Savour the Venetian and Turkish influences of Chania
The city of Chania has strong Turkish and Venetian influences which can be seem with the architecture, culture and food. Chania’s Old Town area is well preserved and spans the port and harbour areas. The highlight is the handsome lighthouse in the Venetian Port which dates back to 1595 and is thought to be the oldest lighthouse in the world. The Turkish influence can be seen with the old Turkish Mosque in the harbour, the Yiali Tzami, which dates back to the 17th century and the handful of traditional hammams, Turkish baths, dotted along Chania’s Old Town streets.
Go in search of Zeus’ Birthplace
Mighty Zeus ruled the Olympians of Mount Olympus and was known as the God of Sky and Thunder according to ancient Greek mythology. His birthplace is reputed to be at the Dikteon Caves complex in Lasithi. The vast cave system, replete with stalactites and stalagmites is a firm favourite in the tourist trail.
Explore the Minoan Palace of Zakros
The very last of the great Minoan palaces to be discovered was the one at Zakros, on Crete’s eastern coast, which was uncovered in 1962. The site has yielded an amazing array of Minoan delights, who ruled Crete from around 2700 BC to1420 BC. The most notable artefacts uncovered are the bull’s head cast in stone and the beautiful rock-crystal vase which are both now on display at the Heraklion Archaeological Museum, which has the best collection of Minoan artefacts in the world.
Full details on the Minoan palaces, tombs, cemeteries, settlements and building can be found on this archaeology site.
Check out Crete’s beautiful beaches
With such a diverse wealth of cultural sights it would easy to forget that this Greek gem also ‘does’ superb landscapes just as well as her neighbours! As well as dramatic gorges, dense forests, plains filled with palms and cacti, there are also a clutch of pristine beaches, ranging from sand to shingle. Check out breathtaking Elafonissi Beach on the west coast (which was voted sixth best beach in Europe by TripAdvisor), the superb Balos Beach at Kissamos (which was voted one of the world’s best beaches by CNN) and resilient Preveli Beach at Finikas which is slowly but surely re-establishing after a devastating fire three years ago.
Experience the Ancient and sacred trees
There are several locations across Crete that are home to sacred trees, such as olive, holy myrtle and lost forests, many of which are over 2,000 years old. The best way to experience this phenomenon up close is to join a local guided walking tour. Stop by the lost forest of Donkey island with its trees of twisted stumps and witness the 3250 year old olive tree that provided branches for the 2004 Olympic Games winners’ wreaths. More details on the holy trees of Crete can be found here.

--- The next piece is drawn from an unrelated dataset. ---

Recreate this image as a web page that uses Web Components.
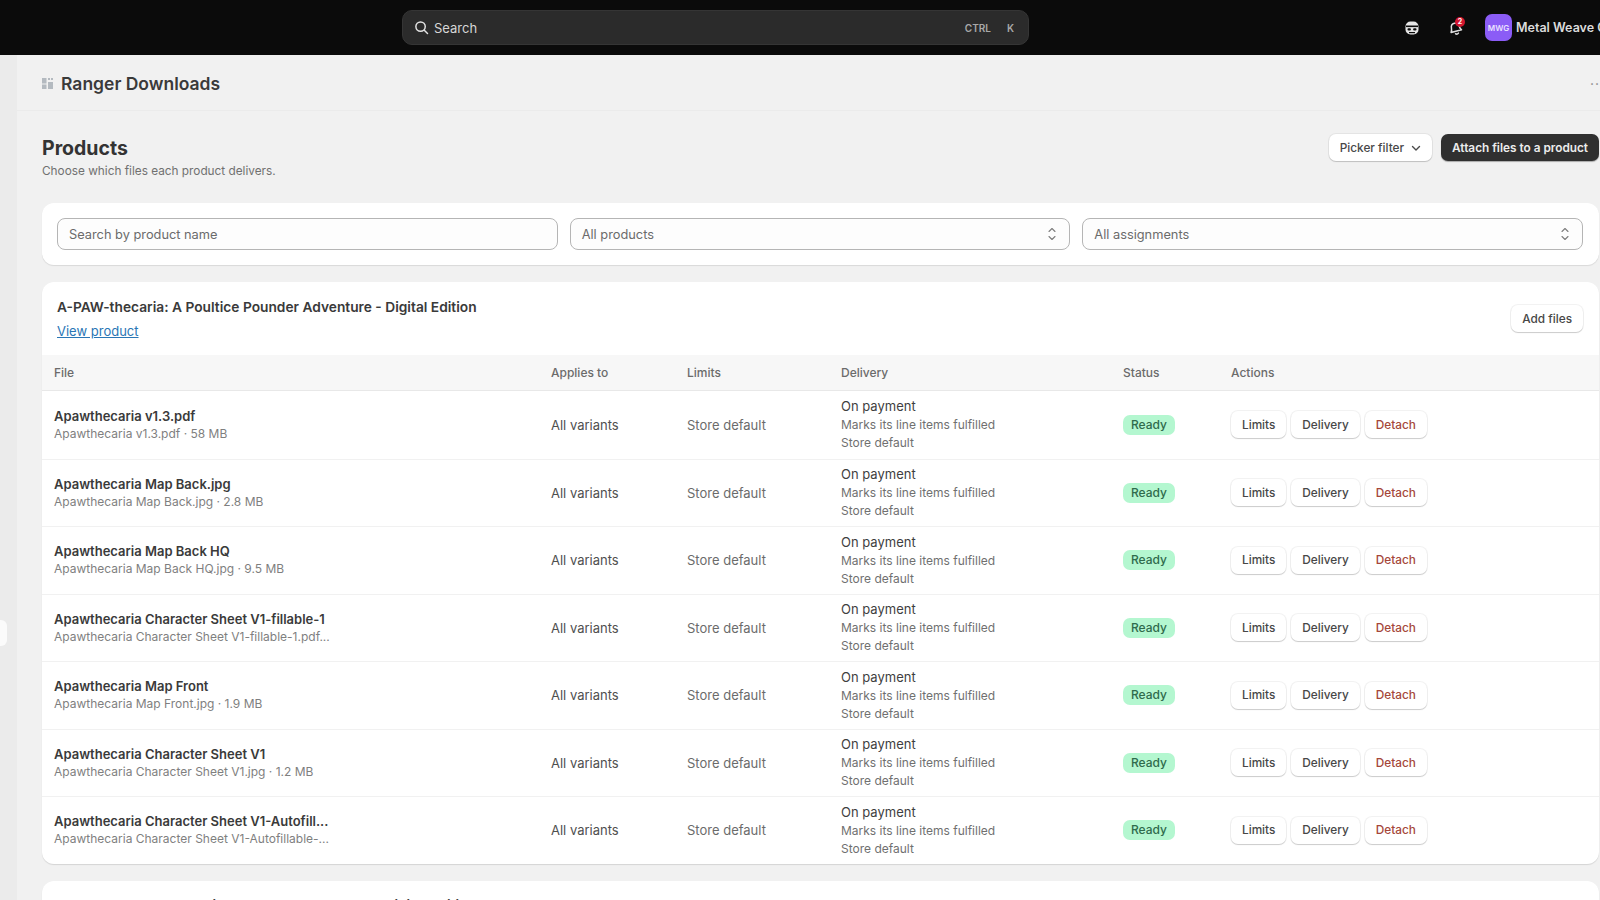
<!DOCTYPE html>
<html lang="en">
<head>
<meta charset="utf-8">
<title>Ranger Downloads</title>
<style>
    html, body { margin: 0; height: 100%; overflow: hidden; background: #f1f1f1; }
    body { font-family: Inter, "Liberation Sans", sans-serif; color: #303030; }
</style>
</head>
<body>
<app-shell>
    <top-bar slot="top"></top-bar>
    <page-header title="Ranger Downloads"></page-header>
    <page-title></page-title>
    <filter-bar></filter-bar>
    <product-card id="first" title="A-PAW-thecaria: A Poultice Pounder Adventure - Digital Edition"></product-card>
    <product-card title="ABC: An Unlabeled Subject, Dungeon Monsters - Digital Edition"></product-card>
</app-shell>

<script>
const ICONS = {
    search: '<svg width="15" height="15" viewBox="0 0 16 16" fill="none" stroke="#e3e3e3" stroke-width="1.6" stroke-linecap="round"><circle cx="7" cy="7" r="5"/><path d="M11 11l3.4 3.4"/></svg>',
    chevron: '<svg width="10" height="10" viewBox="0 0 10 10" fill="none" stroke="#4a4a4a" stroke-width="1.4" stroke-linecap="round" stroke-linejoin="round"><path d="M1.5 3.5L5 7l3.5-3.5"/></svg>',
    updown: '<svg width="10" height="16" viewBox="0 0 10 16" fill="none" stroke="#7d7d7d" stroke-width="1.1" stroke-linecap="round" stroke-linejoin="round"><path d="M2 5.5L5 2.5l3 3M2 10.5l3 3 3-3"/></svg>',
    mask: '<svg width="16" height="16" viewBox="0 0 16 16"><rect x="1.5" y="1.5" width="13" height="13" rx="5" fill="#e6e6e6"/><rect x="2" y="5.5" width="12" height="1.6" fill="#0b0b0b"/><rect x="3.5" y="8.2" width="3.4" height="2.2" rx="1" fill="#0b0b0b"/><rect x="9.1" y="8.2" width="3.4" height="2.2" rx="1" fill="#0b0b0b"/><rect x="5" y="12" width="6" height="1.2" fill="#0b0b0b"/></svg>',
    bell: '<svg width="17" height="17" viewBox="0 0 17 17" fill="none" stroke="#dedede" stroke-width="1.5" stroke-linejoin="round" stroke-linecap="round" style="transform: rotate(-14deg)"><path d="M3 12.2c1-1.2 1.3-2.2 1.4-4 .1-2.4 1.8-4 4-4s3.9 1.6 4 4c.1 1.8.4 2.8 1.4 4z"/><path d="M7 14.6c.8.7 2.2.7 3 0"/></svg>',
    store: '<svg width="13" height="13" viewBox="0 0 13 13" fill="#b4bac0"><rect x="1" y="1" width="4.5" height="5.5"/><rect x="7" y="1" width="2" height="2"/><rect x="10" y="1" width="2" height="2"/><rect x="1" y="7.5" width="4.5" height="4.5"/><rect x="7" y="5" width="5" height="7"/></svg>'
};

const FILES = [
    ['Apawthecaria v1.3.pdf', 'Apawthecaria v1.3.pdf · 58 MB'],
    ['Apawthecaria Map Back.jpg', 'Apawthecaria Map Back.jpg · 2.8 MB'],
    ['Apawthecaria Map Back HQ', 'Apawthecaria Map Back HQ.jpg · 9.5 MB'],
    ['Apawthecaria Character Sheet V1-fillable-1', 'Apawthecaria Character Sheet V1-fillable-1.pdf...'],
    ['Apawthecaria Map Front', 'Apawthecaria Map Front.jpg · 1.9 MB'],
    ['Apawthecaria Character Sheet V1', 'Apawthecaria Character Sheet V1.jpg · 1.2 MB'],
    ['Apawthecaria Character Sheet V1-Autofill...', 'Apawthecaria Character Sheet V1-Autofillable-...']
];

// same columns for the head and the rows
const COLUMNS = 'grid-template-columns: 497px 136px 154px 282px 108px 1fr;';

class AppShell extends HTMLElement {
    constructor() {
        super();
        const shadow = this.attachShadow({ mode: 'open' });
        shadow.innerHTML = `
            <style>
                :host { display: flex; flex-direction: column; height: 900px; overflow: hidden; }
                .body { display: flex; flex: 1; min-height: 0; }
                .rail { width: 17px; flex: none; background: #ebebeb; display: flex; flex-direction: column; }
                .rail i { display: block; width: 7px; height: 26px; margin-top: 565px; background: #fbfbfb; border-radius: 0 6px 6px 0; }
                main { flex: 1; min-width: 0; }
            </style>
            <slot name="top"></slot>
            <div class="body">
                <div class="rail"><i></i></div>
                <main><slot></slot></main>
            </div>
        `;
    }
}

class TopBar extends HTMLElement {
    constructor() {
        super();
        const shadow = this.attachShadow({ mode: 'open' });
        shadow.innerHTML = `
            <style>
                :host { display: flex; align-items: center; height: 55px; background: #0b0b0b; padding-left: 402px; overflow: hidden; }
                .search { width: 627px; height: 35px; box-sizing: border-box; flex: none; display: flex; align-items: center; gap: 5px;
                    padding: 0 14px 0 11px; background: #2b2b2b; border: 1px solid #353535; border-radius: 10px; color: #d6d6d6; font-size: 13px; }
                .search span { flex: 1; }
                kbd { font: 600 10px Inter, "Liberation Sans", sans-serif; color: #a8a8a8; margin-left: 11px; }
                .end { display: flex; align-items: center; margin-left: 375px; flex: none; }
                .bell { position: relative; display: flex; margin-left: 27px; }
                .bell b { position: absolute; top: -2px; left: 8px; width: 10px; height: 10px; border-radius: 50%; background: #d3162f;
                    color: #fff; font-size: 7px; line-height: 10px; text-align: center; }
                .avatar { width: 27px; height: 27px; margin-left: 21px; border-radius: 7px; background: #8b5cf6; color: #e9e0ff;
                    font-size: 8px; font-weight: 600; display: flex; align-items: center; justify-content: center; }
                .shop { margin-left: 4px; color: #dcdcdc; font-size: 12.5px; font-weight: 600; white-space: nowrap; }
            </style>
            <div class="search">
                ${ICONS.search}
                <span>Search</span>
                <kbd>CTRL</kbd><kbd>K</kbd>
            </div>
            <div class="end">
                ${ICONS.mask}
                <div class="bell">${ICONS.bell}<b>2</b></div>
                <div class="avatar">MWG</div>
                <div class="shop">Metal Weave Games</div>
            </div>
        `;
    }
}

class PageHeader extends HTMLElement {
    constructor() {
        super();
        const shadow = this.attachShadow({ mode: 'open' });
        shadow.innerHTML = `
            <style>
                :host { display: flex; align-items: center; height: 56px; box-sizing: border-box; padding: 2px 0 0 24px; border-bottom: 1px solid #ebebeb; margin-bottom: 24px; }
                .icon { display: flex; width: 13px; }
                h1 { margin: 0 0 0 7px; font-size: 17.5px; font-weight: 600; color: #3a3a3a; }
                .more { margin-left: auto; margin-right: -5px; color: #8a8a8a; font-size: 14px; letter-spacing: 1px; line-height: 1; }
            </style>
            <div class="icon">${ICONS.store}</div>
            <h1></h1>
            <div class="more">···</div>
        `;
        shadow.querySelector('h1').textContent = this.getAttribute('title');
    }
}

class UiButton extends HTMLElement {
    constructor() {
        super();
        const shadow = this.attachShadow({ mode: 'open' });
        shadow.innerHTML = `
            <style>
                :host { display: inline-flex; }
                button { display: flex; align-items: center; gap: 7px; height: 27px; padding: 0 11px; background: #fff; color: #474747;
                    border: 0; border-radius: 7px; font: 500 11.8px Inter, "Liberation Sans", sans-serif; white-space: nowrap;
                    box-shadow: 0 1px 1px rgba(0,0,0,.16), 0 0 0 1px rgba(0,0,0,.05); cursor: pointer; }
                :host([tone="primary"]) button { background: #303030; color: #ececec; box-shadow: 0 1px 1px rgba(0,0,0,.3); font-weight: 600; }
                :host([tone="danger"]) button { color: #a5473a; }
            </style>
            <button><slot></slot></button>
        `;
    }
}

class PageTitle extends HTMLElement {
    constructor() {
        super();
        const shadow = this.attachShadow({ mode: 'open' });
        shadow.innerHTML = `
            <style>
                :host { display: flex; justify-content: space-between; padding: 0 1px 0 25px; height: 68px; }
                h2 { margin: 0; font-size: 19.5px; line-height: 26px; font-weight: 700; color: #333; }
                p { margin: 2px 0 0; font-size: 11.8px; line-height: 16px; color: #707070; }
                .acts { display: flex; gap: 9px; margin-top: -1px; }
            </style>
            <div>
                <h2>Products</h2>
                <p>Choose which files each product delivers.</p>
            </div>
            <div class="acts">
                <ui-button>Picker filter ${ICONS.chevron}</ui-button>
                <ui-button tone="primary">Attach files to a product</ui-button>
            </div>
        `;
    }
}

class FilterField extends HTMLElement {
    constructor() {
        super();
        const shadow = this.attachShadow({ mode: 'open' });
        const select = this.hasAttribute('select');
        shadow.innerHTML = `
            <style>
                :host { display: flex; align-items: center; justify-content: space-between; flex: 1; min-width: 0; height: 32px; box-sizing: border-box;
                    padding: 0 12px 0 11px; background: #fdfdfd; border: 1px solid #b5b5b5; border-radius: 8px; font-size: 12.8px; color: #6b6b6b; }
                svg { display: block; }
            </style>
            <slot></slot>
            ${select ? ICONS.updown : ''}
        `;
    }
}

class FilterBar extends HTMLElement {
    constructor() {
        super();
        const shadow = this.attachShadow({ mode: 'open' });
        shadow.innerHTML = `
            <style>
                :host { display: flex; gap: 12px; margin: 0 1px 17px 25px; padding: 15px 16px 15px 15px; background: #fff; border-radius: 12px;
                    box-shadow: 0 1px 1px rgba(0,0,0,.1); }
            </style>
            <filter-field>Search by product name</filter-field>
            <filter-field select>All products</filter-field>
            <filter-field select>All assignments</filter-field>
        `;
    }
}

class StatusBadge extends HTMLElement {
    constructor() {
        super();
        const shadow = this.attachShadow({ mode: 'open' });
        shadow.innerHTML = `
            <style>
                :host { display: inline-block; padding: 0 8px; height: 20px; line-height: 20px; background: #b4f7d0; color: #2f6b4c;
                    border-radius: 7px; font-size: 12px; font-weight: 500; }
            </style>
            <slot></slot>
        `;
    }
}

class FileRow extends HTMLElement {
    constructor() {
        super();
        const shadow = this.attachShadow({ mode: 'open' });
        shadow.innerHTML = `
            <style>
                :host { display: grid; ${COLUMNS} align-items: center; height: 67.5px; box-sizing: border-box; padding-left: 12px; border-top: 1px solid #f1f1f1; font-size: 13px; color: #4f4f4f; }
                :host(:first-child) { border-top: 0; }
                .name { font-size: 13px; line-height: 18px; font-weight: 600; color: #3a3a3a; white-space: nowrap; }
                .sub { font-size: 12px; line-height: 18px; color: #7f7f7f; white-space: nowrap; }
                .limits { color: #6b6b6b; }
                .delivery div { font-size: 12px; line-height: 18px; color: #707070; }
                .delivery div:first-child { font-size: 13px; line-height: 19px; color: #3f3f3f; }
                .actions { display: flex; gap: 5px; }
            </style>
            <div>
                <div class="name"></div>
                <div class="sub"></div>
            </div>
            <div>All variants</div>
            <div class="limits">Store default</div>
            <div class="delivery">
                <div>On payment</div>
                <div>Marks its line items fulfilled</div>
                <div>Store default</div>
            </div>
            <div><status-badge>Ready</status-badge></div>
            <div class="actions">
                <ui-button>Limits</ui-button>
                <ui-button>Delivery</ui-button>
                <ui-button tone="danger">Detach</ui-button>
            </div>
        `;
    }

    // attributes are not there yet in the constructor when made with createElement
    connectedCallback() {
        this.shadowRoot.querySelector('.name').textContent = this.getAttribute('name');
        this.shadowRoot.querySelector('.sub').textContent = this.getAttribute('sub');
    }
}

class ProductCard extends HTMLElement {
    constructor() {
        super();
        const shadow = this.attachShadow({ mode: 'open' });
        shadow.innerHTML = `
            <style>
                :host { display: block; margin: 0 1px 17px 25px; background: #fff; border-radius: 12px; overflow: hidden; box-shadow: 0 1px 1px rgba(0,0,0,.12); }
                header { display: flex; align-items: center; justify-content: space-between; height: 73px; box-sizing: border-box; padding: 0 16px 0 15px; }
                h3 { margin: 0 0 4px; font-size: 13.75px; line-height: 18px; font-weight: 600; color: #3a3a3a; }
                a { font-size: 13px; line-height: 18px; color: #2a76b5; text-decoration: underline; }
                .head { display: grid; ${COLUMNS} align-items: center; height: 36px; box-sizing: border-box; padding-left: 12px; background: #f7f7f7;
                    border-bottom: 1px solid #e8e8e8; font-size: 12px; font-weight: 500; color: #6b6b6b; }
            </style>
            <header>
                <div>
                    <h3></h3>
                    <a href="#">View product</a>
                </div>
                <ui-button>Add files</ui-button>
            </header>
            <div class="head">
                <div>File</div><div>Applies to</div><div>Limits</div><div>Delivery</div><div>Status</div><div>Actions</div>
            </div>
            <div class="rows"></div>
        `;
        shadow.querySelector('h3').textContent = this.getAttribute('title');
        if (this.id === 'first') {
            const rows = shadow.querySelector('.rows');
            FILES.forEach(([name, sub]) => {
                const row = document.createElement('file-row');
                row.setAttribute('name', name);
                row.setAttribute('sub', sub);
                rows.appendChild(row);
            });
        }
    }
}

customElements.define('ui-button', UiButton);
customElements.define('status-badge', StatusBadge);
customElements.define('file-row', FileRow);
customElements.define('filter-field', FilterField);
customElements.define('filter-bar', FilterBar);
customElements.define('page-title', PageTitle);
customElements.define('page-header', PageHeader);
customElements.define('product-card', ProductCard);
customElements.define('top-bar', TopBar);
customElements.define('app-shell', AppShell);
</script>
</body>
</html>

Chill out in picturesque Archanes
The town of Archanes is a mere stone’s throw from Heraklion, yet couldn’t be more different. The dramatic mountain scenery, with quaint little white churches dotted around add to the village atmosphere. Base yourself here to explore the local Turkish and Venetian heritage, climb into the cooling mountains and bike the surrounding vineyards – one of my favourite things to see and do in Crete!
Spot the celebs in Elounda
If the name ‘Elounda’ rings a bell, it’s quite possible that you’ve read about this former Cretan fishing town in a glossy magazine. Recently it’s become the travel destination of choice – Brad Pitt and Angelina Jolie have holidayed here in the past! Grab a coffee and watch the beautiful people go by. You can also walk the town around the pretty Elounda Bay area and gaze over the long abandoned Spinalonga Island, which is a former Turkish fortress that was later used as a leper colony.